Footnotes to Plato from the foothills of the Superstition Mountains

Possible Worlds Again: Thomist versus ‘Analyst’

Fr. Matthew Kirby by e-mail:

By the way, in thinking about my comments on the [your] SEP entry I realised that I had used the term "possible worlds" in an idiosyncratic way, one non-standard within the analytical school, applying a Thomist twist to it. Unlike standard usage, I do not include a hypothetical transcendent First Cause as an element within any "possible world", but instead define possible worlds in that context as potential concrete totalities that may result from God's choice with respect to creation. Thus God Himself is not an element of any possible world (though His supernatural actions ad extra can be) on this construal, as possible worlds are each a sum of finitised, dependent, created being/s considered across their development.

 

What Fr. Kirby says certainly make sense.  Talk of God existing in every possible world comes naturally to analytical theists who are concerned to affirm the divine necessity.
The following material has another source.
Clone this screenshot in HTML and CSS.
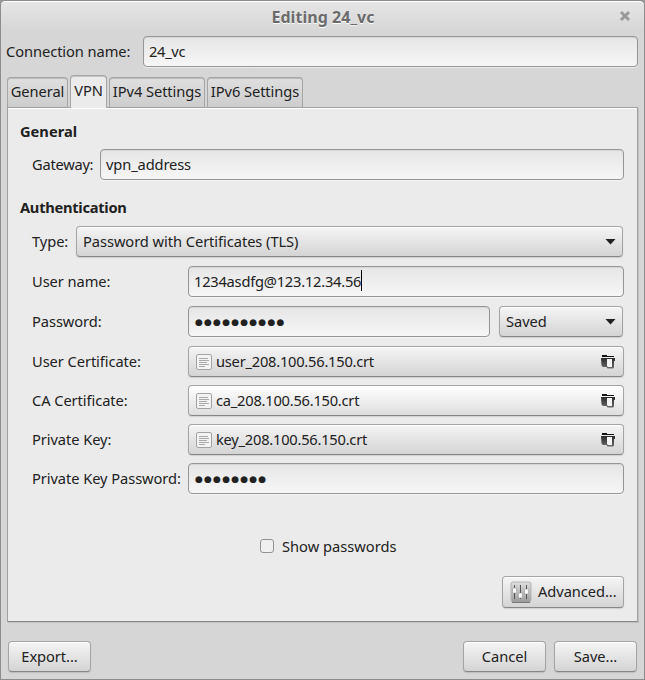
FILE: index.html
```html
<!DOCTYPE html>
<html lang="en">
<head>
<meta charset="utf-8">
<title>Editing 24_vc</title>
<link rel="stylesheet" href="styles.css">
</head>
<body>
<svg class="defs" aria-hidden="true">
  <defs>
    <linearGradient id="dark" x1="0" y1="0" x2="0" y2="1"><stop offset="0" stop-color="#2a2a2a"/><stop offset="1" stop-color="#6a6a6a"/></linearGradient>
    <linearGradient id="tile" x1="0" y1="0" x2="0" y2="1"><stop offset="0" stop-color="#dedede"/><stop offset="1" stop-color="#9c9c9c"/></linearGradient>
    <symbol id="doc" viewBox="0 0 16 16">
      <rect x=".5" y=".5" width="15" height="15" rx="1.5" fill="#f3f3f3" stroke="#a3a3a3"/>
      <path d="M3 4.5h9M3 6.5h10M3 8.5h8M3 10.5h10M3 12.5h6" stroke="#aaa" stroke-width="1"/>
    </symbol>
    <symbol id="folder" viewBox="0 0 16 16">
      <path d="M2 1h5v1h7v1H2z" fill="#111"/>
      <path d="M1 4h14v3h-1v6.500l-1 1H7.500l-1-1.500H3l-1.500-1.500z" fill="url(#dark)"/>
      <path d="M7 5h5v8H8l-1-1z" fill="#f4f4f4"/>
    </symbol>
  </defs>
</svg>
<div class="window">
  <header class="titlebar"><h1>Editing 24_vc</h1>
    <svg class="close" viewBox="0 0 12 12"><path d="M2 2l8 8M10 2l-8 8"/></svg>
  </header>
  <div class="connection"><span class="label">Connection name:</span><div class="entry">24_vc</div></div>
  <nav class="tabs">
    <div class="tab tab-general">General</div>
    <div class="tab active">VPN</div>
    <div class="tab tab-ip">IPv4 Settings</div>
    <div class="tab tab-ip">IPv6 Settings</div>
  </nav>
  <main class="panel">
    <h2>General</h2>
    <div class="row gateway"><span class="label">Gateway:</span><div class="entry">vpn_address</div></div>
    <h2 class="auth">Authentication</h2>
    <div class="row type"><span class="label">Type:</span><div class="button combo"><span>Password with Certificates (TLS)</span><i class="arrow"></i></div></div>
    <div class="row field"><span class="label">User name:</span><div class="entry numeric">1234asdfg@123.12.34.56<i class="caret"></i></div></div>
    <div class="row field pass"><span class="label">Password:</span><div class="entry dots">●●●●●●●●●●</div><div class="button combo saved"><span>Saved</span><i class="arrow"></i></div></div>
    <div class="row field"><span class="label">User Certificate:</span><div class="button file"><svg class="icon"><use href="#doc"/></svg><span class="numeric">user_208.100.56.150.crt</span><svg class="icon browse"><use href="#folder"/></svg></div></div>
    <div class="row field tight"><span class="label">CA Certificate:</span><div class="button file light"><svg class="icon"><use href="#doc"/></svg><span class="numeric">ca_208.100.56.150.crt</span><svg class="icon browse"><use href="#folder"/></svg></div></div>
    <div class="row field tight"><span class="label">Private Key:</span><div class="button file"><svg class="icon"><use href="#doc"/></svg><span class="numeric">key_208.100.56.150.crt</span><svg class="icon browse"><use href="#folder"/></svg></div></div>
    <div class="row field tight"><span class="label">Private Key Password:</span><div class="entry dots">●●●●●●●●</div></div>
    <div class="show"><i class="check"></i><span>Show passwords</span></div>
    <div class="button advanced">
      <svg viewBox="0 0 22 22"><rect x="1" y="1" width="20" height="20" rx="2" fill="url(#tile)" stroke="#b5b5b5"/><path d="M2 21.3h18" stroke="#666"/><path d="M4.500 4v14M10.500 4v14M16.500 4v14" stroke="#555"/><g fill="#fff" stroke="#888" stroke-width=".5"><rect x="2.500" y="7" width="4" height="5" rx="1"/><rect x="8.500" y="12" width="4" height="5" rx="1"/><rect x="14.500" y="8" width="4" height="5" rx="1"/></g></svg>
      <span>Advanced...</span>
    </div>
  </main>
  <footer class="actions"><div class="button export"><span>Export...</span></div><div class="button"><span>Cancel</span></div><div class="button"><span>Save...</span></div></footer>
</div>
</body>
</html>
```

FILE: styles.css
```css
* { box-sizing: border-box; }
body { margin: 0; background: #999; font: 14.67px/20px "Noto Sans", sans-serif; color: #212121; }
.defs { position: absolute; width: 0; height: 0; }
.window {
  width: 645px; height: 680px; padding: 0 6px 0 5px;
  border: 1px solid #8d8d8d; border-radius: 5px 5px 0 0;
  background: linear-gradient(#e6e6e6, #d6d6d6 30px);
  box-shadow: inset 0 1px #fff;
}
.titlebar { position: relative; display: flex; justify-content: center; height: 35px; padding: 6px 0 0 2px; }
h1 { margin: 0; font-size: 16px; line-height: 20px; letter-spacing: .04px; color: #6b6b6b; text-shadow: 0 1px #fff; }
.close { position: absolute; right: 7px; top: 9px; width: 12px; height: 12px; fill: none; stroke: #999; stroke-width: 3; }
.connection { display: flex; align-items: center; }
.connection .label { width: 137px; }
.connection .entry { flex: 0 0 495px; letter-spacing: -.3px; }
.label { flex: none; white-space: nowrap; padding-bottom: 2px; letter-spacing: -.07px; }
.entry, .button { height: 31px; border-radius: 4px; display: flex; align-items: center; white-space: nowrap; }
.entry {
  position: relative; flex: 1; padding: 0 5px 2px;
  border: 1px solid #969696;
  background: linear-gradient(#e6e6e6, #f6f6f6);
  box-shadow: inset 0 1px 1px #d5d5d5, 0 1px rgba(255,255,255,.5);
}
.button {
  border: 1px solid #a4a4a4; border-bottom-color: #868686;
  background: linear-gradient(#f5f5f5, #d4d4d4);
  box-shadow: inset 0 1px #fff, 0 1px 1px rgba(0,0,0,.12);
}
.button span { padding-bottom: 2px; letter-spacing: -.06px; }
.tabs { display: flex; align-items: flex-end; gap: 2px; height: 40px; padding-left: 1px; }
.tab {
  height: 30px; display: flex; justify-content: center; align-items: center; white-space: nowrap;
  padding-bottom: 3px; letter-spacing: -.07px;
  border: 1px solid #a5a5a5; border-bottom: 0; border-radius: 4px 4px 0 0;
  background: linear-gradient(#dfdfdf, #cdcdcd); box-shadow: inset 0 1px #bcbcbc;
}
.tab-general { width: 61px; }
.tab-ip { width: 96px; }
.tab.active { position: relative; width: 37px; height: 33px; margin-bottom: -1px; padding-bottom: 4px; background: #ebebeb; box-shadow: inset 0 1px #c4c4c4; }
.panel {
  height: 515px; margin-left: 1px; padding: 13px 13px 0 12px; width: 631px;
  display: flex; flex-direction: column;
  border: 1px solid #a0a0a0; border-bottom-color: #888;
  background: #ebebeb; box-shadow: inset 0 1px #fff, 1px 1px #c0c0c0;
}
h2 { margin: 0; font-size: 14.67px; line-height: 20px; }
.auth { letter-spacing: -.27px; }
.row { display: flex; align-items: center; margin-left: 12px; }
.gateway { margin-top: 8px; margin-bottom: 17px; }
.gateway .label { width: 68px; letter-spacing: -.25px; }
.gateway .entry { letter-spacing: -.12px; }
.type { margin-top: 9px; padding-right: 1px; }
.type .label { width: 44px; }
.combo { flex: 1; justify-content: space-between; padding: 0 6px; }
.arrow { width: 11px; height: 6px; background: #212121; clip-path: polygon(0 0, 100% 0, 50% 100%); }
.field { margin-top: 9px; }
.field .label { width: 156px; }
.tight { margin-top: 8px; }
.entry.numeric, .button .numeric { letter-spacing: -.23px; }
.caret { width: 1px; height: 21px; background: #000; }
.entry.dots { padding: 1px 5px 0 6px; font: 9px/20px "DejaVu Sans", sans-serif; letter-spacing: 1.2px; }
.pass .entry { flex: 0 0 302px; }
.saved { flex: none; width: 124px; margin-left: 9px; }
.file { flex: 1; padding: 0 7px; }
.light { background: linear-gradient(#fff, #dedede); }
.icon { width: 16px; height: 16px; margin-right: 4px; }
.browse { margin: 0 0 0 auto; }
.show { display: flex; align-items: center; margin: 42px 0 0 240px; }
.check { width: 14px; height: 14px; margin-right: 8px; border: 1px solid #929292; border-radius: 3px; background: #f0f0f0; }
.advanced { align-self: flex-end; width: 122px; height: 32px; margin-top: 20px; padding-left: 7px; }
.advanced svg { width: 22px; height: 22px; margin-right: 6px; }
.actions { display: flex; margin: 19px 1px 0 2px; gap: 8px; }
.actions .button { width: 83px; justify-content: center; }
.export { margin-right: auto; }
```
Such talk, however, is bound to sound strange to those of a traditional bent who quite naturally think of God as the transcendent creator of the world, a creator who could have created some other world or no world at all, and its therefore 'outside of' every possible world.

 

Herewith, some comments in clarification.

 

Let's start with the obvious point that 'world' supports a multitude of meanings. (I once cataloged a dozen or so distinct uses of the term.)  If we use 'world' to refer to the totality of what exists, then, if God exists, he is in the world: he is a member of that all-inclusive totality of entities.  If, on the other hand, we use 'world' to refer to the totality of creatures, where a creature is anything at all that is created by God, then God is not in the world.  God, after all, does not create himself: he is the uncreated creator of everything distinct from himself.  So God does not count as a creature.

 

So far, then, two senses of 'world.' World as totality of entities and world as totality of creatures. God is in the first totality, but not in the second. But a Thomistic theist such as Fr. Kirby might balk at my placing God in the totality of entities.  If God exists or is, however, then God is an entity.  (I define an entity as anything that is or exists.)  To put it in Latin, even if God is esse, he is nevertheless ens, something that is.  God is at once both Being (esse) and ens (being).  Note my careful distinction between the majuscule and miniscule  'B/b.'  In fact, if God is ipsum esse subsistens, self-subsistent Being, then he can't be other than every being; he must be both Being and being.  God is Being in its prime instance, which is to say: God is both esse and ens, Being and being. More on this later, since Fr. Kirby seems to disagree.

 

Unless one is treading the via negativa with Dionysius the Areopagite and Co., one must admit that God is

 

I hasten to add that, while God is both esse and ens, and therefore is, he is not an ens among entia, a being among beings. So I grant that God fits somewhat uneasily within the totality of entities. For while he is an entity, he is the one being that is also identical to Being. (How is this possible? Well, that is the problem  or perhaps mystery of divine simplicity.) Still, God is.

 

I have distinguished two senses of 'world.'  World as totality of entities and world as totality of creatures. But there is a third sense: world as a maximal state of affairs.  "The world is all that is the case. The world is the totality of facts, not of things." (These are the first two propositions of Wittgenstein's Tractatus Logico-Philosophicus.)  This is pretty close to the main (not the only) analytic understanding of 'world' in talk of possible worlds.

 

Here, then, is one  'analytic' approach. The actual world is the total way things are. A merely possible world is a total way things could have been or could be. The actual world is the total way things are, but not the things that are that way. Thus the actual world is not the same as the universe, whether physical or physical plus any nonphysical items there  are.  Why not? 

 

The plausible line to take is abstractist. Worlds are maximal (Fregean) propositions and thus abstract entities or maximal (abstract) states of affairs, as on A. Plantinga's scheme in The Nature of Necessity.  They are not maximal mereological sums of concreta, pace that mad dog extreme modal realist, David Lewis, may his atheist bones rest in peace.  If worlds are propositions, then actuality is truth. That is one interesting consequence. Another is that worlds are abstract objects which implies that the actual world must not be confused either with the physical universe (the space-time-matter system) or with that plus whatever nonphysical concreta (minds) that there might be. And if worlds are abstract objects then they are necessary beings.  So every possible world exists in every possible world.